Heated Gloves – My husband and I both had these heated gloves from North Face. Because it was so cold, we kept them turned on high, but unfortunately, the batteries would run out before we finished skiing. Would be great if the batteries lasted longer, although they claim to last for 8 hours when turned on low. I appreciated the button on the front of the gloves that illuminates when turned on and changes color based on which setting the gloves were set to. These particular gloves were expensive so my husband & I decided to test them out before buying them for the kids.
Hand Warmers – We also brought disposable hand warmers. The kids used these while skiing and we all used them when we went out at night. We purchased these rechargeable hand warmers but unfortunately, they arrived after our trip so we didn’t get to test them. I think I will prefer the rechargeable ones simply to reduce waste.
Warm Base Layer – A warm baselayer is key! We realized we only had lightweight baselayers which have always worked fine for California skiing but bought new base layers with a warmth factor of 8-10 for everyone. There are a lot of options, but we have always been happy with Hot Chillys. We bought tops with a zip-top for added neck warmth like this one and tight-fitting bottoms like this one so they didn’t bunch under our ski pants.
We also bought fleece-lined leggings to wear under our pants when we went out at night. If the weather is milder they could also be worn on their own with a jacket & boots.
Waterproof Winter Boots – If there’s going to be snow on the ground, a good pair of waterproof winter boots is key! Our kids tried to convince us they’d be fine in their everyday sneakers, but once we were there, they were SO happy we had insisted they bring boots. My 16yo daughter loved these Thermoball Northface boots which almost look like regular sneakers. I’ve had my Keen snow boots for years and love them – these snow boots are the newer version. We got both of our boys these Sorel Buxton boots
Warm Socks – Cold feet are the worst. Invest in good ski socks like these to keep your feet warm. I haven’t tried heated socks yet, but those may be worth the cost. Or stick a pair of disposable toe warmers into your boot.
GoPro – My 12-year-old wore a GoPro Hero 5 on the slopes. We also took it ziplining. Because we rented our gear (including helmets) we brought extra adhesive mounts to attach the GoPro to his rental helmet. When we were done, we just removed the adhesive.
The good news is that there are plenty of ski shops in Whistler to purchase any gear you may have forgotten – or decide you need once you’re there!
Traveling to Whistler from the US
Always check the US Department of State for current travel guidelines for US citizens.
Proof of Citizenship – A valid passport or passport card is required for entry into Canada. Tourist visas are not required for visits less than 180 days.
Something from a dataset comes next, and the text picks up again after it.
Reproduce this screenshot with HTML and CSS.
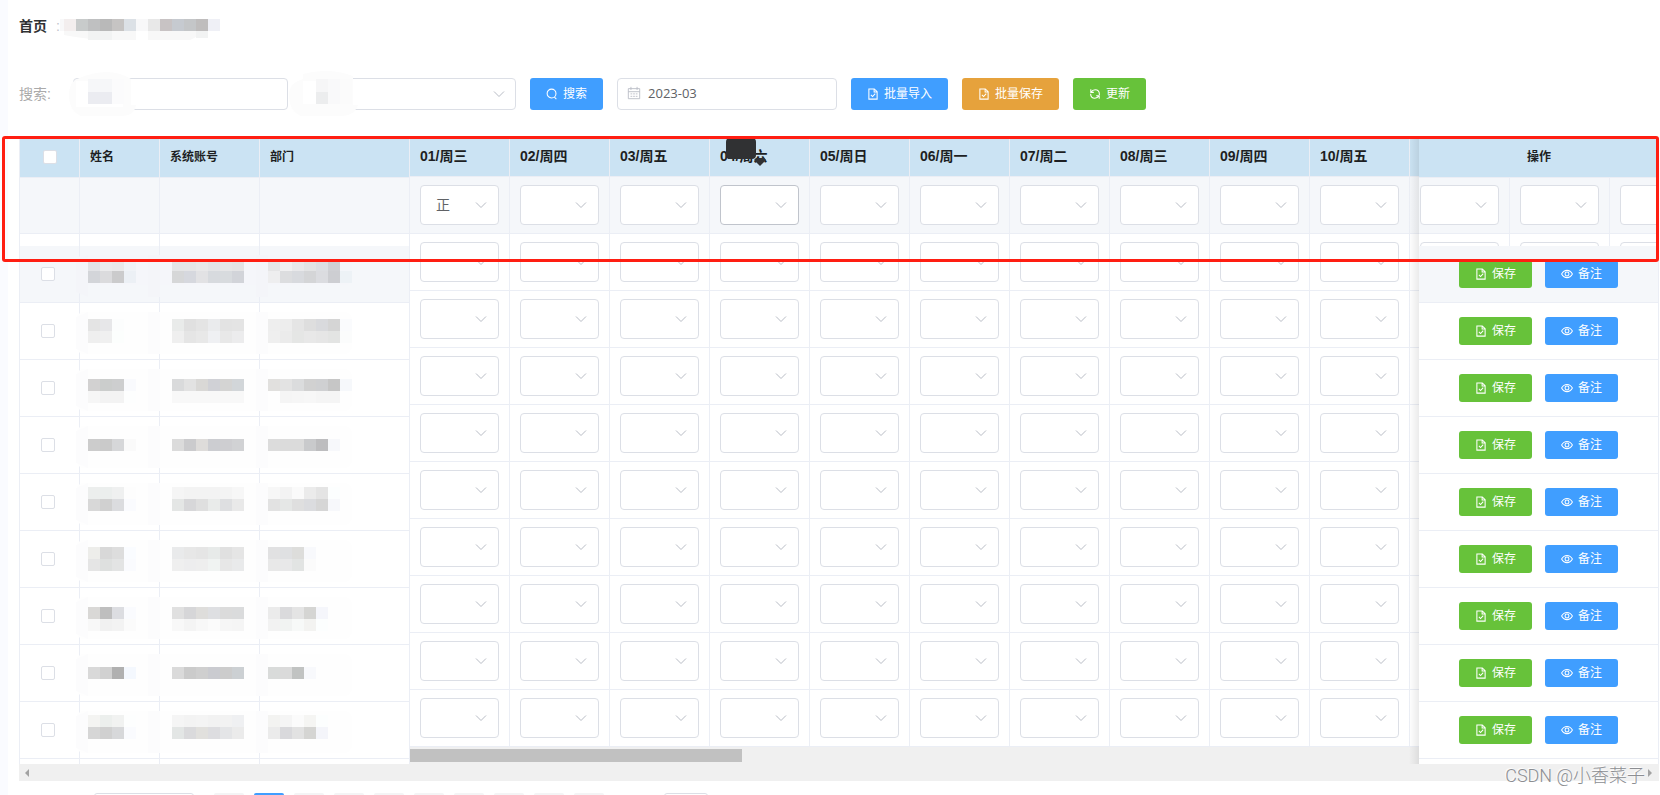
FILE: index.html
```html
<!DOCTYPE html>
<html lang="zh-CN">
<head>
<meta charset="utf-8">
<title>首页</title>
<link rel="stylesheet" href="styles.css">
</head>
<body>
<svg class="sprite" aria-hidden="true">
  <symbol id="i-search" viewBox="0 0 16 16"><circle cx="7.4" cy="7.4" r="5.9"/><path d="M11.2 12.2l2.6 2.6"/></symbol>
  <symbol id="i-doc" viewBox="0 0 16 16"><path d="M2.5 1.2h7.2l3.8 3.8v9.8h-11zM9.5 1.4v3.8h3.8M5.2 9.2l2.2 2.2 3.6-3.8"/></symbol>
  <symbol id="i-refresh" viewBox="0 0 16 16"><path d="M2.600 5.600C4 3.400 6 2.400 8.200 2.400C11.400 2.400 13.800 4.800 13.800 8v1.400M2.400 1.800v4h4M13.400 10.400C12 12.600 10 13.600 7.800 13.600C4.600 13.600 2.200 11.200 2.200 8V7.600M13.600 14.200v-4h-4"/></symbol>
  <symbol id="i-eye" viewBox="0 0 16 16"><path d="M.8 8C2.6 4.800 5.200 3.200 8 3.200S13.400 4.800 15.200 8C13.400 11.200 10.800 12.800 8 12.800S2.600 11.200.8 8z"/><circle cx="8" cy="8" r="2.600"/></symbol>
  <symbol id="i-date" viewBox="0 0 16 16"><path d="M1.500 3h13v11.500h-13zM1.500 6.500h13M4.500 1v3.500M11.500 1v3.500M4 9h2M7 9h2M10 9h2M4 11.800h2M7 11.800h2M10 11.800h2"/></symbol>
  <symbol id="i-down" viewBox="0 0 12 12"><path d="M1 3.500l5 5 5-5"/></symbol>
</svg>

<header class="crumbs">
  <a class="crumbs__home" href="#">首页</a>
  <span class="crumbs__sep">:</span>
  <svg class="crumbs__masked" id="crumb-mask" width="160" height="24" aria-hidden="true"></svg>
</header>

<form class="filters">
  <label class="filters__label" for="kw">搜索:</label>
  <div class="field field--kw">
    <input class="control" id="kw" type="text">
    <svg class="field__mask" width="72" height="46" aria-hidden="true">
      <path fill="#fcfcfc" d="M8 8Q40-6 62 8V34H67Q66 44 54 45H12Q0 40 0 24Q0 12 8 8z"/>
      <path fill="#fff" d="M7 10h47v26H7z"/><path fill="#f6f7f9" d="M19 8h24v13H19z"/><path fill="#ebecf1" d="M19 21h24v12H19z"/><path fill="#fbfbfc" d="M43 8h12v25H43z"/>
    </svg>
  </div>
  <div class="field field--dept">
    <select class="control" aria-label="部门"><option></option></select>
    <svg class="field__arrow"><use href="#i-down"/></svg>
    <svg class="field__mask field__mask--select" width="72" height="46" aria-hidden="true">
      <path fill="#fcfcfc" d="M14 3Q40-4 64 5V34H69Q66 44 54 45H12Q0 40 0 24Q0 12 14 8z"/>
      <path fill="#fff" d="M14 10h14v23H14z"/><path fill="#f6f6f7" d="M27 8h12v13H27z"/><path fill="#ecedee" d="M27 21h12v12H27z"/><path fill="#f9f9fa" d="M39 8h12v25H39z"/><path fill="#fbfbfb" d="M51 8h12v25H51z"/>
    </svg>
  </div>
  <button class="btn btn--blue" type="button"><svg class="icon"><use href="#i-search"/></svg>搜索</button>
  <div class="field field--month">
    <svg class="field__date"><use href="#i-date"/></svg>
    <input class="control control--date" type="text" value="2023-03" aria-label="月份">
  </div>
  <button class="btn btn--blue" type="button"><svg class="icon"><use href="#i-doc"/></svg>批量导入</button>
  <button class="btn btn--orange" type="button"><svg class="icon"><use href="#i-doc"/></svg>批量保存</button>
  <button class="btn btn--green" type="button"><svg class="icon"><use href="#i-refresh"/></svg>更新</button>
</form>

<main class="board">
  <div class="panes">
    <section class="pane-left">
      <table class="grid grid--people">
        <colgroup><col class="c-check"><col class="c-name"><col class="c-account"><col class="c-dept"></colgroup>
        <thead><tr><th class="center"><input class="tick" type="checkbox" aria-label="全选"></th><th>姓名</th><th>系统账号</th><th>部门</th></tr></thead>
        <tbody id="people"></tbody>
      </table>
    </section>
    <section class="pane-days">
      <table class="grid grid--days">
        <thead><tr id="day-heads"></tr></thead>
        <tbody id="days"></tbody>
      </table>
      <div class="track"><div class="track__thumb"></div></div>
    </section>
    <section class="pane-right">
      <div class="pane-right__head">操作</div>
      <ul class="actions" id="actions"></ul>
    </section>
  </div>
  <div class="outer-track"><span class="tri tri--left"></span><span class="tri tri--right"></span></div>
  <div class="tip"></div>
  <svg class="tip-arrow" width="12" height="8"><path fill="#303133" d="M2 0h8l2 2-6 6-6-6z"/></svg>
  <div class="frame"></div>
  <div class="watermark">CSDN @小香菜子</div>
</main>

<nav class="pager" aria-label="分页">
  <select class="pager__size" aria-label="每页条数"><option></option></select>
  <div class="pager__list" id="pager"></div>
  <input class="pager__jump" type="text" aria-label="页码">
</nav>
<script src="app.js"></script>
</body>
</html>
```

FILE: styles.css
```css
* { box-sizing: border-box; }
html { height: 100%; overflow: hidden; }
body {
  margin: 0;
  height: 100%;
  padding: 0 1px 0 19px;
  background: linear-gradient(to right, #fafbff 8px, #fff 8px);
  color: #606266;
  font: 14px/20px "Liberation Sans", "Noto Sans CJK SC", sans-serif;
}
button, input, select { font: inherit; color: inherit; margin: 0; }
.sprite { position: absolute; width: 0; height: 0; }
symbol, .icon, .field__arrow, .field__date { fill: none; stroke: currentColor; }

.crumbs { display: flex; align-items: center; height: 52px; }
.crumbs__home { color: #303133; font-weight: 700; text-decoration: none; }
.crumbs__sep { width: 12px; padding-left: 9px; color: #c0c4cc; }
.crumbs__masked { margin: 10px 0 0 1px; }

.filters { display: flex; align-items: center; gap: 14px; padding-top: 26px; }
.filters__label { width: 40px; color: #aaa; white-space: nowrap; }
.field { position: relative; height: 32px; }
.field--kw { width: 215px; }
.field--dept { width: 214px; }
.field--month { width: 220px; }
.control {
  display: block;
  appearance: none;
  width: 100%;
  height: 32px;
  padding: 0 15px;
  border: 1px solid #dcdfe6;
  border-radius: 4px;
  background: #fff;
  outline: none;
}
.control--date { padding: 0 15px 2px 30px; font-family: "Open Sans", sans-serif; font-size: 13px; }
.field__arrow { position: absolute; right: 11px; top: 50%; width: 12px; height: 12px; margin-top: -6px; color: #b8bcc5; pointer-events: none; }
.field__date { position: absolute; left: 10px; top: 8px; width: 14px; height: 14px; color: #b8bcc5; }
.field__mask { position: absolute; left: -4px; top: -7px; }
.field__mask--select { left: -13px; }

.btn {
  display: inline-flex;
  align-items: center;
  justify-content: center;
  gap: 5px;
  height: 32px;
  padding: 0 16px;
  border: 0;
  border-radius: 3px;
  color: #fff;
  font-size: 12px;
  line-height: 16px;
  white-space: nowrap;
}
.btn--blue { background: #409eff; }
.btn--orange { background: #e6a23c; }
.btn--green { background: #67c23a; }
.btn--small { height: 28px; }
.icon { width: 12px; height: 12px; stroke-width: 1.4; }

.board { position: relative; margin-top: 28px; }
.panes { position: relative; display: flex; height: 626px; }
.pane-left { flex: none; width: 391px; overflow: hidden; }
.pane-days { flex: 1; min-width: 0; overflow: hidden; }
.grid { table-layout: fixed; border-collapse: separate; border-spacing: 0; }
.grid th { background: #cbe3f3; color: #1d1f23; font-weight: 700; text-align: left; }
.grid th, .grid td { padding: 0 10px; border-right: 1px solid #ebeef5; border-bottom: 1px solid #ebeef5; }
.grid th { padding-bottom: 2px; }
.grid--people { width: 391px; border-left: 1px solid #ebeef5; }
.grid--people th { height: 40px; font-size: 12px; }
.grid--people th.center { text-align: center; padding: 0 0 2px; }
.c-check { width: 60px; }
.c-name { width: 80px; }
.c-account { width: 100px; }
.c-dept { width: 150px; }
.row-new td { height: 56px; background: #f5f7fa; }
.row-gap td { height: 12px; border-bottom: 0; }
.row-person td { height: 57px; }
.row-person td:first-child { padding: 0 0 3px 21px; }
.row-person--hover td { background: #f5f7fa; }
.masked { position: relative; }
.masked svg { position: absolute; left: 0; top: 0; overflow: visible; z-index: 1; }
.tick {
  appearance: none;
  display: inline-block;
  vertical-align: middle;
  width: 14px;
  height: 14px;
  border: 1px solid #dcdfe6;
  border-radius: 2px;
  background: #fff;
}

.grid--days { width: 1300px; }
.grid--days th { height: 39px; }
.grid--days td { height: 57px; }
.grid--days tr.first td { background: #f5f7fa; }
.grid--days .control { height: 40px; }
.grid--days .control.active { border-color: #c0c4cc; }
.grid--days .field__arrow { right: 12px; }
.cell { position: relative; }
.track { height: 17px; padding-top: 2px; background: #f0f0f0; }
.track__thumb { width: 332px; height: 13px; background: #c1c1c1; }

.pane-right {
  position: absolute;
  top: 0;
  right: 0;
  bottom: 0;
  display: flex;
  flex-direction: column;
  gap: 68px;
  width: 240px;
  overflow: hidden;
}
.pane-days::after {
  content: "";
  position: absolute;
  top: 0;
  bottom: 0;
  right: 240px;
  width: 10px;
  background: linear-gradient(to left, rgba(0, 0, 0, .08), rgba(0, 0, 0, 0));
}
.pane-right__head {
  flex: none;
  height: 40px;
  border-bottom: 1px solid #ebeef5;
  background: #cbe3f3;
  color: #1d1f23;
  font-size: 12px;
  font-weight: 700;
  line-height: 38px;
  text-align: center;
}
.actions { flex: 1; margin: 0; padding: 0; list-style: none; background: #fff; border-right: 1px solid #ebeef5; }
.actions li { display: flex; justify-content: center; align-items: center; gap: 13px; height: 57px; border-bottom: 1px solid #ebeef5; }
.actions li:first-child { background: #f5f7fa; }

.outer-track { position: relative; display: flex; align-items: center; justify-content: space-between; height: 17px; padding: 0 7px 0 6px; background: #f0f0f0; }
.tri { width: 0; height: 0; border: 4px solid transparent; }
.tri--left { border-right-color: #a3a3a3; border-left: 0; }
.tri--right { border-left-color: #a3a3a3; border-right: 0; }

.tip { position: absolute; left: 707px; top: 0; width: 30px; height: 21px; border-radius: 4px; background: #303133; }
.tip-arrow { position: absolute; left: 735px; top: 20px; }
.frame { position: absolute; z-index: 2; left: -17px; right: 0; top: -2px; height: 126px; border: 3px solid #ff1e12; border-radius: 3px; pointer-events: none; }
.watermark {
  position: absolute;
  right: 14px;
  bottom: -9px;
  color: #8c8e92;
  font: 18px/28px Roboto, "Noto Sans CJK SC", sans-serif;
  font-weight: 300;
  text-shadow: -1px -1px 1px #fff;
}

.pager { display: flex; gap: 20px; padding: 12px 0 0 75px; }
.pager__size, .pager__jump { appearance: none; width: 100px; height: 28px; border: 1px solid #dcdfe6; border-radius: 3px; background: #fff; }
.pager__jump { width: 44px; margin-left: 40px; }
.pager__list { display: flex; gap: 10px; }
.pager__list button { width: 30px; height: 28px; padding: 0; border: 0; border-radius: 2px; background: #f4f4f5; }
.pager__list button.on { background: #409eff; }
```

FILE: app.js
```js
// The columns after the tenth run under the fixed actions column, which covers their headings.
const days = ['01/周三', '02/周四', '03/周五', '04/周六', '05/周日', '06/周一', '07/周二', '08/周三', '09/周四', '10/周五', '', '', ''];

// Masked rows: top of the blocks, then per column the block colours line by line.
const people = [
  { y: 13, name: ['e2e3e6 ebebec e9e9ea f0f3f7', 'd3d5d9 dbdbdd cbcbcc ecf0f5'], account: ['e4e5e6 e5e5e6 e8e8e9 e3e4e6 e6e6e7 e4e4e5', 'd6d7d8 d6d8de e2e2e4 d7dade d8dbde d2d4d9'], dept: ['e5e5e6 f0f0f1 e8e8ea e2e3e4 dcdee2 cfd0d4 f4f6fa', 'eeeeef dcdddf d8dade d4d5d7 dbdce0 cdced2 edf2f6'] },
  { y: 16, name: ['e4e4e4 e7e7e9 fcfdfd', 'efefef f0f0f0 fcfefd'], account: ['e9ebea e0e0e0 e4e4e4 eaebed e3e3e3 e4e4e4', 'efefef e5e5e5 e8e8e8 eff0f3 e8e8e8 ececed'], dept: ['eeeeee ededed e5e5e5 dedede d9dadd d5d5d5 fafbfd', 'efefef ebebeb e5e6e5 e8e8e8 e6e6e6 e3e4e3 fbfcfc'] },
  { y: 19, name: ['d2d1d1 cbcdcc cdcecf f9fafd', 'f6f6f6 f3f3f3 f3f3f3 fdfefe'], account: ['d9dadb e2e2e2 d9d8d6 d0d1d6 d4d4d3 d2d6d9', 'f8f8f8 f8f8f8 f8f8f8 f8f8f8 f8f8f8 f8f8f8'], dept: ['e1e0de e3e3e3 dbdcdd d1d1d1 cfd0d2 c6c6c6 f6f8fb', 'fefefe f5f5f5 f6f6f6 f7f7f7 f5f5f5 f5f5f5'] },
  { y: 22, name: ['cccccc cacaca d6d7d9 fafafa'], account: ['dbdbdb cbcbcd dedcda cccdd1 ceced1 d1d2d4'], dept: ['dcdcdc dbdbdb dbdbdb c9cacc bdbdbf f7f8fb'] },
  { y: 13, name: ['eceeed ebeeed eff0f0 fdfdfd', 'd8d8d8 d0d0d0 dbdcdf fafbfe'], account: ['f5f5f5 f3f3f3 f3f3f3 f3f3f3 f4f4f4 f7f7f7', 'e4e6e5 d7d7d9 dfdfdf e9ebea dedfe1 e9e9e9'], dept: ['f7f7f7 f3f3f3 fafafa ebebeb e4e4e4 fcfefe', 'e2e2e2 e5e7e6 dfdfdf dbdcdf d6d6d6 f7f8fb'] },
  { y: 16, name: ['ededea d8d8d8 dddddd fafcff', 'e5e5e5 dee0df e3e4e4 fafbfe'], account: ['e9eaeb e7e7e7 e5e5e5 e7eae9 e0e0e0 e5e5e5', 'efefef ededee eeeeee f0f3f2 e7e7e7 e9eaeb'], dept: ['e1e1e2 dfe0e2 dddddb f8f9fc', 'e8e8e8 e8e8e9 e2e4e3 fbfbfb'] },
  { y: 19, name: ['d9d8d6 bebebe dcdde1 fafbfe', 'f8f8f8 f1f1f1 f3f3f3 fbfbfb'], account: ['e0e0e0 d6d6d8 dedddb dedfe2 dbdbdb dadbdc', 'f8f8f8 f4f4f4 f8f8f8 fbfbfb f6f6f6 f5f5f5'], dept: ['ebebeb dadadc e4e4e4 d5d5d3 f5f6fb', 'f2f2f2 f1f3f2 f7f9f8 f3f3f1 fcfefe'] },
  { y: 22, name: ['d9d9d9 d1d1d1 b0b0b0 f4f8fe'], account: ['dadada cbcbcb cfcfcf cacbd0 cccccc ccd0d3'], dept: ['d9dbda dadada c1c3c2 f8f9fc'] },
  { y: 13, name: ['f4f4f2 ecefed f1f2f1 fdfefe', 'd6d6d6 d0d0d0 d7d8da fafbfe'], account: ['f5f5f5 f3f3f3 f4f4f4 f2f2f2 f2f2f2 eff0f2', 'e3e6e5 dadadc e1e0dd dddde0 e4e5e7 ebebeb'], dept: ['f3f3f1 f5f5f5 fbfbfb f5f5f3 fcfefe', 'ebebeb d9d9dc e2e2e2 d5d5d3 f4f5fa'] }
];

const blocks = (x, y, lines) => lines.map((line, r) =>
  line.split(' ').map((c, i) =>
    `<rect x="${x + i * 12}" y="${y + r * 12}" width="12" height="12" fill="#${c}"/>`).join('')).join('');

const maskSvg = (p, hover) => {
  const base = hover ? '#f5f6fa' : '#fefefe';
  const tint = hover ? '#f4f5f9' : '#fcfcfd';
  return `<svg width="78" height="56" aria-hidden="true">
    <rect x="-4" y="9" width="276" height="${hover ? 30 : 42}" rx="8" fill="${base}"/>
    <path fill="${tint}" d="M-4 14l12-5v42l-12-5zM68 9h12v42h-12zM176 9h12v42h-12z"/>
    ${blocks(8, p.y, p.name)}${blocks(92, p.y, p.account)}${blocks(188, p.y, p.dept)}</svg>`;
};

document.getElementById('people').innerHTML =
  '<tr class="row-new"><td></td><td></td><td></td><td></td></tr>' +
  '<tr class="row-gap"><td></td><td></td><td></td><td></td></tr>' +
  people.map((p, i) => `<tr class="row-person${i ? '' : ' row-person--hover'}">
    <td><input class="tick" type="checkbox" aria-label="选择第${i + 1}行"></td>
    <td class="masked">${maskSvg(p, i === 0)}</td><td></td><td></td></tr>`).join('') +
  '<tr class="row-gap"><td></td><td></td><td></td><td></td></tr>';

document.getElementById('day-heads').innerHTML = days.map(d => `<th>${d}</th>`).join('');

document.getElementById('days').innerHTML = Array.from({ length: 10 }, (_, r) =>
  `<tr class="${r ? '' : 'first'}">` + days.map((d, c) => `<td><div class="cell">
    <select class="control${r === 0 && c === 3 ? ' active' : ''}" aria-label="${c + 1}日"><option>${r === 0 && c === 0 ? '正' : ''}</option></select>
    <svg class="field__arrow"><use href="#i-down"/></svg></div></td>`).join('') + '</tr>').join('');

document.getElementById('actions').innerHTML = people.map(() => `<li>
  <button class="btn btn--green btn--small" type="button"><svg class="icon"><use href="#i-doc"/></svg>保存</button>
  <button class="btn btn--blue btn--small" type="button"><svg class="icon"><use href="#i-eye"/></svg>备注</button></li>`).join('');

document.getElementById('pager').innerHTML = Array.from({ length: 10 }, (_, i) =>
  `<button type="button" class="${i === 1 ? 'on' : ''}" aria-label="分页按钮${i}"></button>`).join('');

document.getElementById('crumb-mask').innerHTML =
  '<path fill="#f8f8f9" d="M0 0h4v12h-4z"/>' +
  blocks(4, 0, ['f3eeee c8cbcb bfc0c1 b9b9b9 c6c4c3 dce1e6 f8f8f9 e8e8e8 c8c3c4 c6cad0 c4c6c8 bfbdbd eff0f6']) +
  '<path fill="#f8f8f8" d="M4 12h72v9H40Q20 19 4 16zM88 12h60l-12 6-6 3H88z"/><path fill="#f2f3f3" d="M28 12h24v9H28zM136 12h12v7h-12z"/>';
```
Shuttle to Whistler – We have never needed a car to get around the Whistler-Blackcomb area so we always take a shuttle from the Vancouver airport to Whistler which is about a 90 minute drive. Many hotels have shuttle services from the airport or can recommend a service.
Cell coverage – We shouldn’t have been surprised that we lost cell coverage in Canada, but yet we were. My husband has international cell coverage through work so usually we just rely on this when we travel abroad. The rest of us just stick to using wifi at the hotel to check email, text, etc. However, next time I would get temporary coverage so we can communicate with each other while out on the mountain. Yes, growing up, we managed on the mountain without cell phones, but my kids are so used to being connected that trying to figure out a last-minute plan outlining where to meet if we got separated was stressful and I wasn’t confident they’d remember. If you don’t have coverage, just be sure to outline a plan before getting on the mountain.